Para construir o bem-estar interior recebemos duas ferramentas: O intelecto e a bondade, o primeiro, cria condições cognitivas para a bondade se revelar. Os valores também são frutos da cognição intelectiva, mas para serem adotados, precisam de uma carga de afeto, ou seja, uma sensação de que é gostoso praticar o valor da ética, por exemplo. Na educação não há como uma criança adotar um valor de forma racional, mas sim porque ao ser praticado, traz uma sensação agradável.

O desafio é: Como ser bom com o outro que está cometendo uma infração, uma desonestidade, prejudicando os demais. Chama a polícia ou fica passivo? É ilegal ser conivente com o descumprimento das leis, então a forma mais eficiente de ajudar o outro que está sendo desleal, é aprender primeiro a conversar com o desleal, o desonesto, o manipulador e interesseiro que está dentro de nós, e aprender “como” agir com o outro de forma firme e respeitosa, aceitando em si, o comportamento que precisa ser transformado em si, e no outro.

As relações pessoais são sistêmicas e proporcionam ver o cisco no olho do outro, mas não conseguimos enxergar a trava no nosso olho. Dessa forma, o outro pode estar prestando um grande serviço, quando é veículo de aumentarmos a visão.  Ajudar o outro, requer uma análise anterior, que existem partes nossas, que estacionam, na prática dos dons recebidos, e que é engrandecedor cobrarmos a nós mesmos, a coerência que queremos ver no outro, e que em algum momento, desrespeitamos os próprios valores. Colocar-se verdadeiramente, no lugar de fazer um inventário moral, ameniza a severidade da censura, e a voz é mais suave, porque entendemos, na própria vivência que o justo e o vilão, merecem carinho e correção, mas nunca a crueldade ou a indiferença. Não se pode desistir do outro, pois mais cedo ou mais tarde, a luz entra, porque todos estamos predestinados a sermos bons e generosos.

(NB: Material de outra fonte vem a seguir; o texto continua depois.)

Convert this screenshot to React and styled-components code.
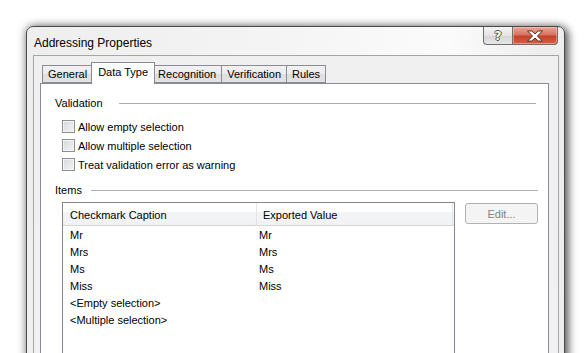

É preciso entender que mesmo que ninguém esteja vendo, o que se passa no nosso interior, existe um potencial sagrado, uma grandeza interior que merece respeito, relevância e reverência. Que nosso observador interno é implacável em nos cobrar o respeito pelo sagrado. Caso contrário, vamos ficar num lugar de discursos, de narrativas que não avançam, mesmo existindo em nós essa potência da bondade.
Somente vivendo estes dons, que são a nossa potência, a vida tem um significado profundo, trazendo um maravilhamento pelo mundo, um vínculo com o sagrado, que vai inspirar não uma transformação nas formas externas de comportamento, mas uma transmutação na substância, levando a consciência da obscuridade à lucidez.